Chiesa
Quel filo tra Vaticano II e Sinodo dei Vescovi
il metodo sinodale, il dialogo e l'ascolto al centro dell'Assemblea generale dei Vescovi sulla famiglia. Un passo avanti nell'attuazione del Concilio ecumenico.
C’è un filo spesso e forte che collega questa XIV assemblea generale del Sinodo dei Vescovi con il Concilio Vaticano II. C’è un legame che supera le distanze di tempo, di mode, di cultura e società. C’è un legame che rende vivo e interessante il percorso che la Chiesa sta compiendo, e lo rende pure attuale, se è vero che fra qualche spicciolo di mese apriremo un anno santo proprio chiudendo il 50esimo del Concilio. Sembra tutto perfettamente incastrato, come solo il disegno del Grande Timoniere può realizzare. E’ Dio stesso che tesse i fili della Chiesa, la illumina, regge e governa. Se i Vescovi, allora, sono gli angeli, e chi li disprezza, disprezza Dio, oggi, per questo Sinodo, la Chiesa affida alle loro menti, ai loro cuori vivificati un passo avanti per l’attuazione di quel grande evento dello Spirito di mezzo secolo fa. Un passo avanti nella realizzazione di quel “già e non ancora” che monsignor Bettazzi, dalle colonne di Parola di Vita, qualche anno fa, descrisse a proposito del Concilio.
Il Papa, Francesco, lo auspica sin dall’inizio, uno stile e un metodo sinodale.
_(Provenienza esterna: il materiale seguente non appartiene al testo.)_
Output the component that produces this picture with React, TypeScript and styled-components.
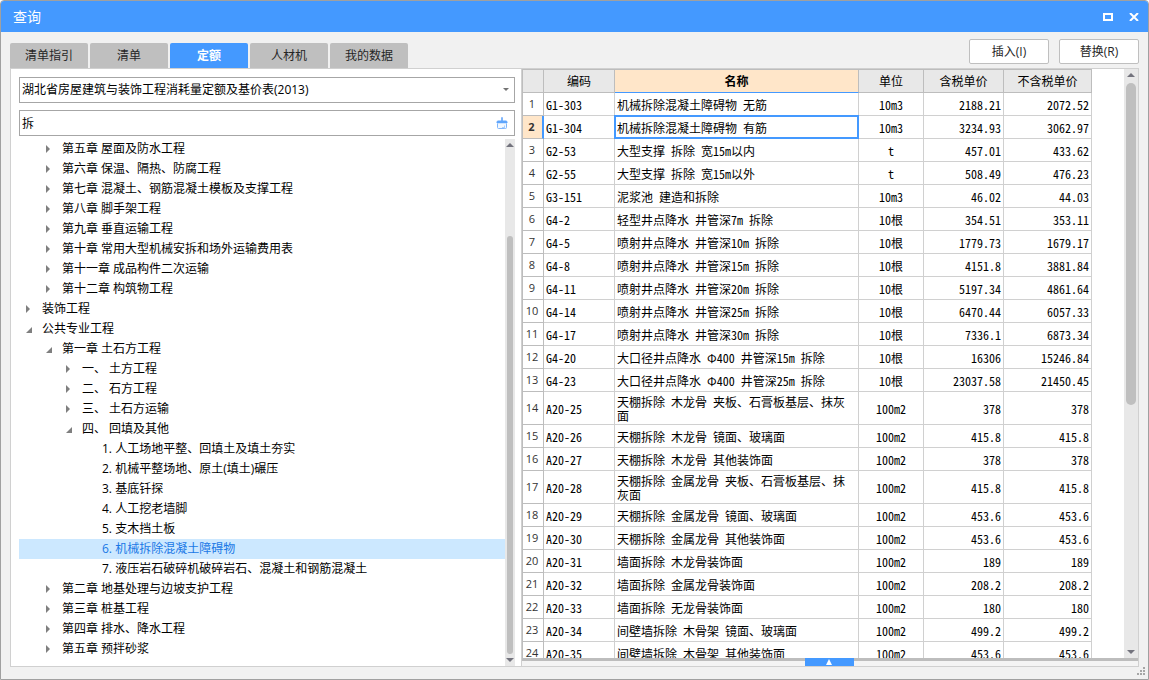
import React, { useState } from "react";
import styled, { createGlobalStyle, css } from "styled-components";

const BLUE = "#4499ff";
const uiFont = `"Open Sans", "Noto Sans CJK SC", sans-serif`;
const gridFont = `"Noto Sans CJK SC", sans-serif`;

const GlobalStyle = createGlobalStyle`
  *, *::before, *::after { box-sizing: border-box; }
  body { margin: 0; background: #fff; font: 12px/20px ${uiFont}; color: #000; }
  button, input, select { font: inherit; color: inherit; margin: 0; }
  ul { list-style: none; margin: 0; padding: 0; }
`;

const Window = styled.div`
  display: flex;
  flex-direction: column;
  height: 100vh;
  border: 1px solid #a0a0a0;
  border-radius: 4px 4px 0 0;
  background: #f1f1f1;
  overflow: hidden;
`;

const TitleBar = styled.header`
  display: flex;
  flex: none;
  align-items: center;
  justify-content: space-between;
  height: 31px;
  padding: 0 6px 0 12px;
  background: ${BLUE};
  color: #fff;
`;

const Title = styled.h1`
  margin: 0;
  font-size: 14px;
  font-weight: 400;
`;

const TitleButtons = styled.div`
  display: flex;
  gap: 10px;
`;

const TitleButton = styled.button`
  display: grid;
  place-items: center;
  width: 16px;
  height: 16px;
  padding: 0;
  border: 0;
  background: none;
`;

const Toolbar = styled.div`
  display: flex;
  flex: none;
  justify-content: space-between;
  align-items: flex-end;
  height: 36px;
  padding: 0 9px;
`;

const Tabs = styled.div`
  display: flex;
  gap: 2px;
`;

const Tab = styled.button<{ $active?: boolean }>`
  width: 78px;
  height: 25px;
  padding: 0;
  border: 0;
  border-radius: 2px 2px 0 0;
  background: ${(p) => (p.$active ? BLUE : "#bfbfbf")};
  color: ${(p) => (p.$active ? "#fff" : "#262626")};
  font-weight: ${(p) => (p.$active ? 700 : 400)};
`;

const Actions = styled.div`
  display: flex;
  gap: 10px;
  padding-bottom: 4px;
`;

const ActionButton = styled.button`
  width: 80px;
  height: 25px;
  padding: 0;
  border: 1px solid #bfbfbf;
  border-radius: 2px;
  background: #fff;
  color: #262626;
`;

const Content = styled.main`
  display: grid;
  grid-template-columns: 510px minmax(0, 1fr);
  flex: 1;
  min-height: 0;
  margin: 0 9px;
  border: 1px solid #d0d0d0;
  background: #fff;
`;

const SidePane = styled.section`
  display: flex;
  flex-direction: column;
  min-height: 0;
  padding: 8px 6px 0 8px;
`;

const Field = styled.div`
  display: flex;
  position: relative;
  flex: none;
  align-items: center;
  height: 26px;
  margin-bottom: 7px;
  border: 1px solid #a6a6a6;
`;

const Select = styled.select`
  appearance: none;
  width: 100%;
  height: 24px;
  padding: 0 20px 0 2px;
  border: 0;
  background: none;
  outline: 0;
`;

const SelectArrow = styled.svg`
  position: absolute;
  right: 5px;
  pointer-events: none;
`;

const SearchInput = styled.input`
  flex: 1;
  min-width: 0;
  height: 24px;
  padding: 0 2px;
  border: 0;
  background: none;
  outline: 0;
`;

const ClearButton = styled.button`
  display: grid;
  place-items: center;
  width: 24px;
  height: 24px;
  padding: 0;
  border: 0;
  background: none;
`;

const TreeArea = styled.div`
  display: flex;
  flex: 1;
  min-height: 0;
  margin-top: -4px;
`;

const Tree = styled.ul`
  flex: 1;
  min-width: 0;
  overflow: hidden;
`;

const TreeItem = styled.li<{ $level: number; $selected: boolean }>`
  display: flex;
  height: 20px;
  padding-left: ${(p) => 3 + p.$level * 20}px;
  white-space: pre;
  ${(p) =>
    p.$selected &&
    css`
      background: #cce8ff;
      color: #1a78e6;
    `}
`;

const Toggle = styled.button`
  width: 20px;
  height: 20px;
  padding: 0;
  border: 0;
  background: none;
  line-height: 0;
`;

const ToggleSpace = styled.span`
  width: 20px;
`;

const ScrollTrack = styled.div<{ $width: number }>`
  display: flex;
  flex: none;
  flex-direction: column;
  align-items: center;
  justify-content: space-between;
  width: ${(p) => p.$width}px;
  background: #e8e8e8;
`;

const ScrollRail = styled.div<{ $before: number; $thumb: number; $after: number }>`
  display: grid;
  flex: 1;
  grid-template-rows: ${(p) => `${p.$before}fr ${p.$thumb}fr ${p.$after}fr`};
`;

const ScrollThumb = styled.div<{ $width: number }>`
  grid-row: 2;
  width: ${(p) => p.$width}px;
  border-radius: 5px;
  background: #bfbfbf;
`;

const GridPane = styled.section`
  display: flex;
  flex-direction: column;
  min-width: 0;
  min-height: 0;
  border-left: 1px solid #d0d0d0;
`;

const GridArea = styled.div`
  display: flex;
  flex: 1;
  min-height: 0;
  overflow: hidden;
`;

const TableClip = styled.div`
  flex: 1;
  min-width: 0;
  overflow: hidden;
`;

const Table = styled.table`
  width: 570px;
  table-layout: fixed;
  border-collapse: separate;
  border-spacing: 0;
  border-top: 1px solid #bdbdbd;
  border-left: 1px solid #bdbdbd;
  font: 12px/14px ${gridFont};
  font-feature-settings: "hwid" 1;
`;

const HeadCell = styled.th<{ $current?: boolean }>`
  height: 23px;
  padding: 0;
  border-right: 1px solid #bdbdbd;
  border-bottom: 1px solid ${(p) => (p.$current ? BLUE : "#bdbdbd")};
  background: ${(p) => (p.$current ? "#ffe6c9" : "#e8e8e8")};
  font-weight: ${(p) => (p.$current ? 700 : 400)};
`;

const RowHead = styled.th<{ $current: boolean }>`
  padding: 0 2px 0 0;
  border-right: 1px solid #bdbdbd;
  border-bottom: 1px solid #bdbdbd;
  background: #fff;
  color: #333;
  font: 11px/14px ${uiFont};
  ${(p) =>
    p.$current &&
    css`
      border-right: 2px solid ${BLUE};
      background: #ffe6c9;
      font-weight: 700;
    `}
`;

const Cell = styled.td<{ $align?: "center" | "right"; $current?: boolean }>`
  height: 23px;
  padding: 1px 2px 0;
  border-right: 1px solid #d0d0d0;
  border-bottom: 1px solid #d0d0d0;
  text-align: ${(p) => p.$align ?? "left"};
  ${(p) =>
    p.$current &&
    css`
      position: relative;
      &::after {
        content: "";
        position: absolute;
        inset: -1px;
        border: 2px solid ${BLUE};
      }
    `}
`;

const BodyRow = styled.tr<{ $tall: boolean }>`
  height: ${(p) => (p.$tall ? 33 : 23)}px;
`;

const Drawer = styled.div`
  display: flex;
  flex: none;
  justify-content: center;
  height: 8px;
  padding-right: 2px;
  background: linear-gradient(#bdbdbd 3px, #f4f4f4 3px);
`;

const DrawerButton = styled.button`
  width: 49px;
  height: 8px;
  padding: 0;
  border: 0;
  background: ${BLUE};
  line-height: 0;
`;

const DrawerArrow = styled.svg`
  display: block;
  margin: 0 auto;
`;

const StatusBar = styled.footer`
  display: flex;
  flex: none;
  justify-content: flex-end;
  height: 12px;
  padding: 0 2px;
`;

type Node = { text: string; level: number; state: "open" | "closed" | "leaf" };

const n = (level: number, state: Node["state"], text: string): Node => ({ level, state, text });

const nodes: Node[] = [
  n(1, "closed", "第五章 屋面及防水工程"),
  n(1, "closed", "第六章 保温、隔热、防腐工程"),
  n(1, "closed", "第七章 混凝土、钢筋混凝土模板及支撑工程"),
  n(1, "closed", "第八章 脚手架工程"),
  n(1, "closed", "第九章 垂直运输工程"),
  n(1, "closed", "第十章 常用大型机械安拆和场外运输费用表"),
  n(1, "closed", "第十一章 成品构件二次运输"),
  n(1, "closed", "第十二章 构筑物工程"),
  n(0, "closed", "装饰工程"),
  n(0, "open", "公共专业工程"),
  n(1, "open", "第一章 土石方工程"),
  n(2, "closed", "一、 土方工程"),
  n(2, "closed", "二、 石方工程"),
  n(2, "closed", "三、 土石方运输"),
  n(2, "open", "四、 回填及其他"),
  n(3, "leaf", "1. 人工场地平整、回填土及填土夯实"),
  n(3, "leaf", "2. 机械平整场地、原土(填土)碾压"),
  n(3, "leaf", "3. 基底钎探"),
  n(3, "leaf", "4. 人工挖老墙脚"),
  n(3, "leaf", "5. 支木挡土板"),
  n(3, "leaf", "6. 机械拆除混凝土障碍物"),
  n(3, "leaf", "7. 液压岩石破碎机破碎岩石、混凝土和钢筋混凝土"),
  n(1, "closed", "第二章 地基处理与边坡支护工程"),
  n(1, "closed", "第三章 桩基工程"),
  n(1, "closed", "第四章 排水、降水工程"),
  n(1, "closed", "第五章 预拌砂浆"),
];

const rows: [string, string, string, string, string][] = [
  ["G1-303", "机械拆除混凝土障碍物 无筋", "10m3", "2188.21", "2072.52"],
  ["G1-304", "机械拆除混凝土障碍物 有筋", "10m3", "3234.93", "3062.97"],
  ["G2-53", "大型支撑 拆除 宽15m以内", "t", "457.01", "433.62"],
  ["G2-55", "大型支撑 拆除 宽15m以外", "t", "508.49", "476.23"],
  ["G3-151", "泥浆池 建造和拆除", "10m3", "46.02", "44.03"],
  ["G4-2", "轻型井点降水 井管深7m 拆除", "10根", "354.51", "353.11"],
  ["G4-5", "喷射井点降水 井管深10m 拆除", "10根", "1779.73", "1679.17"],
  ["G4-8", "喷射井点降水 井管深15m 拆除", "10根", "4151.8", "3881.84"],
  ["G4-11", "喷射井点降水 井管深20m 拆除", "10根", "5197.34", "4861.64"],
  ["G4-14", "喷射井点降水 井管深25m 拆除", "10根", "6470.44", "6057.33"],
  ["G4-17", "喷射井点降水 井管深30m 拆除", "10根", "7336.1", "6873.34"],
  ["G4-20", "大口径井点降水 Φ400 井管深15m 拆除", "10根", "16306", "15246.84"],
  ["G4-23", "大口径井点降水 Φ400 井管深25m 拆除", "10根", "23037.58", "21450.45"],
  ["A20-25", "天棚拆除 木龙骨 夹板、石膏板基层、抹灰面", "100m2", "378", "378"],
  ["A20-26", "天棚拆除 木龙骨 镜面、玻璃面", "100m2", "415.8", "415.8"],
  ["A20-27", "天棚拆除 木龙骨 其他装饰面", "100m2", "378", "378"],
  ["A20-28", "天棚拆除 金属龙骨 夹板、石膏板基层、抹灰面", "100m2", "415.8", "415.8"],
  ["A20-29", "天棚拆除 金属龙骨 镜面、玻璃面", "100m2", "453.6", "453.6"],
  ["A20-30", "天棚拆除 金属龙骨 其他装饰面", "100m2", "453.6", "453.6"],
  ["A20-31", "墙面拆除 木龙骨装饰面", "100m2", "189", "189"],
  ["A20-32", "墙面拆除 金属龙骨装饰面", "100m2", "208.2", "208.2"],
  ["A20-33", "墙面拆除 无龙骨装饰面", "100m2", "180", "180"],
  ["A20-34", "间壁墙拆除 木骨架 镜面、玻璃面", "100m2", "499.2", "499.2"],
  ["A20-35", "间壁墙拆除 木骨架 其他装饰面", "100m2", "453.6", "453.6"],
];

const tabs = ["清单指引", "清单", "定额", "人材机", "我的数据"];

function ScrollBar({ width, thumb, parts }: { width: number; thumb: number; parts: [number, number, number] }) {
  return (
    <ScrollTrack $width={width} aria-hidden="true">
      <svg width="10" height="13" viewBox="0 0 10 13">
        <path d="M1 8 5 4l4 4z" fill="#73737d" />
      </svg>
      <ScrollRail $before={parts[0]} $thumb={parts[1]} $after={parts[2]}>
        <ScrollThumb $width={thumb} />
      </ScrollRail>
      <svg width="10" height="12" viewBox="0 0 10 12">
        <path d="M1 4h8L5 8z" fill="#73737d" />
      </svg>
    </ScrollTrack>
  );
}

export default function App() {
  const [tab, setTab] = useState("定额");
  const [query, setQuery] = useState("拆");
  const [node, setNode] = useState(20);
  const [row, setRow] = useState(1);

  return (
    <>
      <GlobalStyle />
      <Window>
        <TitleBar>
          <Title>查询</Title>
          <TitleButtons>
            <TitleButton aria-label="最大化">
              <svg width="10" height="8" viewBox="0 0 10 8">
                <path d="M1 1h8v6H1z" fill="none" stroke="#fff" strokeWidth="2" />
              </svg>
            </TitleButton>
            <TitleButton aria-label="关闭">
              <svg width="10" height="8" viewBox="0 0 10 8">
                <path d="M1 0 9 8M9 0 1 8" stroke="#fff" strokeWidth="2" />
              </svg>
            </TitleButton>
          </TitleButtons>
        </TitleBar>
        <Toolbar>
          <Tabs role="tablist">
            {tabs.map((t) => (
              <Tab key={t} role="tab" aria-selected={t === tab} $active={t === tab} onClick={() => setTab(t)}>
                {t}
              </Tab>
            ))}
          </Tabs>
          <Actions>
            <ActionButton>插入(I)</ActionButton>
            <ActionButton>替换(R)</ActionButton>
          </Actions>
        </Toolbar>
        <Content>
          <SidePane>
            <Field>
              <Select aria-label="定额库">
                <option>湖北省房屋建筑与装饰工程消耗量定额及基价表(2013)</option>
              </Select>
              <SelectArrow width="6" height="4" viewBox="0 0 6 4">
                <path d="M0 0h6L3 3z" fill="#737373" />
              </SelectArrow>
            </Field>
            <Field>
              <SearchInput aria-label="搜索" value={query} onChange={(e) => setQuery(e.target.value)} />
              <ClearButton aria-label="清除" onClick={() => setQuery("")}>
                <svg width="12" height="14" viewBox="0 0 12 14" fill="none">
                  <path d="M5 5V2a1 1 0 0 1 2 0v3z" fill="#80b6fb" />
                  <path d="M1 7V6q0-1 1-1h8q1 0 1 1v1z" fill="#5ea5fc" stroke="#5ea5fc" />
                  <path d="M1.5 7.5v4q0 1 1 1h7q1 0 1-1v-4" fill="#f2f8ff" stroke="#80b6fb" />
                  <path d="M8.5 9.5v3M6 11.5h2" stroke="#a9cffd" />
                </svg>
              </ClearButton>
            </Field>
            <TreeArea>
              <Tree role="tree" aria-label="章节">
                {nodes.map((item, i) => (
                  <TreeItem
                    key={i}
                    role="treeitem"
                    aria-selected={i === node}
                    $level={item.level}
                    $selected={i === node}
                    onClick={() => setNode(i)}
                  >
                    {item.state === "leaf" ? (
                      <ToggleSpace />
                    ) : (
                      <Toggle aria-label={item.state === "open" ? "折叠" : "展开"}>
                        <svg width="20" height="20" viewBox="0 0 20 20">
                          <path d={item.state === "open" ? "M10 8v6H4z" : "M4 6v8l4-4z"} fill="#7f7f7f" />
                        </svg>
                      </Toggle>
                    )}
                    {item.text}
                  </TreeItem>
                ))}
              </Tree>
              <ScrollBar width={10} thumb={6} parts={[84, 418, 0]} />
            </TreeArea>
          </SidePane>
          <GridPane>
            <GridArea>
              <TableClip>
                <Table>
                  <colgroup>
                    <col width="21" />
                    <col width="71" />
                    <col width="244" />
                    <col width="65" />
                    <col width="80" />
                    <col width="88" />
                  </colgroup>
                  <thead>
                    <tr>
                      <HeadCell aria-label="序号" />
                      <HeadCell>编码</HeadCell>
                      <HeadCell $current>名称</HeadCell>
                      <HeadCell>单位</HeadCell>
                      <HeadCell>含税单价</HeadCell>
                      <HeadCell>不含税单价</HeadCell>
                    </tr>
                  </thead>
                  <tbody>
                    {rows.map(([code, name, unit, taxed, untaxed], i) => (
                      <BodyRow key={code} $tall={name.length > 20 && name.includes("抹灰")} onClick={() => setRow(i)}>
                        <RowHead scope="row" $current={i === row}>
                          {i + 1}
                        </RowHead>
                        <Cell>{code}</Cell>
                        <Cell $current={i === row}>{name}</Cell>
                        <Cell $align="center">{unit}</Cell>
                        <Cell $align="right">{taxed}</Cell>
                        <Cell $align="right">{untaxed}</Cell>
                      </BodyRow>
                    ))}
                  </tbody>
                </Table>
              </TableClip>
              <ScrollBar width={14} thumb={10} parts={[1, 322, 241]} />
            </GridArea>
            <Drawer>
              <DrawerButton aria-label="展开详情">
                <DrawerArrow width="6" height="6" viewBox="0 0 6 6">
                  <path d="M3 0 6 6H0z" fill="#fff" />
                </DrawerArrow>
              </DrawerButton>
            </Drawer>
          </GridPane>
        </Content>
        <StatusBar>
          <svg width="9" height="9" viewBox="0 0 9 9" fill="#a6a6a6">
            <path d="M6 0h2v2H6zM3 3h2v2H3zM6 3h2v2H6zM0 6h2v2H0zM3 6h2v2H3zM6 6h2v2H6z" />
          </svg>
        </StatusBar>
      </Window>
    </>
  );
}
Laddove per esso si intende il “camminare insieme”, di certo d’evangelica memoria, quando, nella suprema lex matteana, è il Signore stesso a proporre: “se uno ti chiede di fare un miglio con lui, tu fanne anche due”. Lungo il cammino della Chiesa, la sinodalità è la realizzazione del dialogo fraterno, utile perché fecondo, seme che permette di far crescere la Chiesa e avanzare il Regno.
La Chiesa, appunto, quella bellezza umana e divina, sogno di Dio pacificato da Gesù, dalla quale – insegna Lumen Gentium – provengono sacerdoti e laici. Tutti originano dal Popolo di Dio, e da questi, in una piramide rovesciata, il Signore “pesca” uomini per il ministero, per il servizio. L’uomo è capace di Dio, dirà il catechismo della Chiesa cattolica, la sua voce è quella di una pecora alla quale la Chiesa non può mai volgere la faccia. Semplicemente perché non c’è figlio che non sia chiamato alla santità. E’ proprio per questo che, anche in tema di famiglie, per le famiglie ferite, la Chiesa continua a condividere, gioie e speranze, affanni e ansie.